The story does actually sound like very much like the Yeşilçam era of the Turkish cinema which always tried to over simply complex social issues by sheer melodrama. Right from the start, we meet our orphan about whose past we briefly learn through a musical score. When the orphan travels to Trabzon, we meet his father right away. She sees him, she accosts him but she doesn't really talk to him. When you do think that you will watch a pure melodrama in which characters do not have rally any interior, psychological depth you meet the father who looks melancholic, desolate, dejected and downhearted. His sombre pensiveness make such a stark contrast to the overall nature of this movie that you just ask yourself as a viewer: 'What's this movie trying to be?" Here you see Kadir İnanır, the accomplished veteran actor of the Turkish cinema who acts as if he was in a minimalist movie which is trying to be an artful, compelling but artistically obscure. I assume nobody told him he was just in a regular romantic flick which wanted attract a mainstream audience.
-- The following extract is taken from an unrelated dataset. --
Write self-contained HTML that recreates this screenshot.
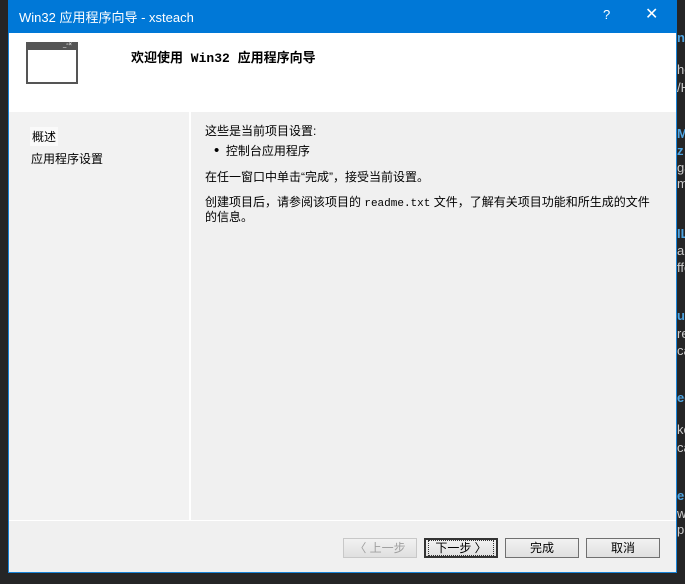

In the Turkish seaport of Trabzon, local Turkish people assume Katya is another Natasha (the word is used to depict Eastern European prostitutes in Turkey). Anna Andrusenko's performance as Katya brought her the best actress award at 49th Antalya Golden Orange Film Festival. Her debut acting may look top-notch but she's hardly the long-legged, buxom vamp of the street. To mistake the first blonde girl on the street for a hooker is just nonsensical. You can't criticize societal norms of labelling people easily by creating new preposterous stereotypes.

The story, which is claimed to be based on a true story, is not compelling either. Either they took enough liberties or there are enough discrepancies to make it all sound not so compelling in a really predictable story. We see the main character Katya stranded in Trabzon. In spite of the fact she is rejected by her father over and over again, she doesn't give up on seeking after his father but in the end we find her delivering a trite speech on fatherhood and actually rejecting his fatherhood. I guess the only that makes this movie any different from the clichéd old Turkish movies is that it does not really create a hero out of a repentant father. In spite of all the sentimentality, I don't suppose the audience finds himself/ herself sympathized with the father. If, in his directorial debut, Ahmet Sönmez tried to make an anti-hero out of a father, I am afraid this is not the right genre because his movie looks like collage made from schmaltz, pretentious prime-time TV shows, the papier-mâché façade of art! Those who loved Özcan Alper's "Autumn" will be bitterly disappointed indeed! P.S Veteran actors are known for tackling a vide variety of acccents. Captain Yunus (KADIR INANIR) is actually good at imitating the local dialect at some points. His son and his wife reflect the local dialect of the Black Sea region too but their kids and people around them speak pure Istanbul Turkish, which left me with mixed feelings about the overall acting in this movie.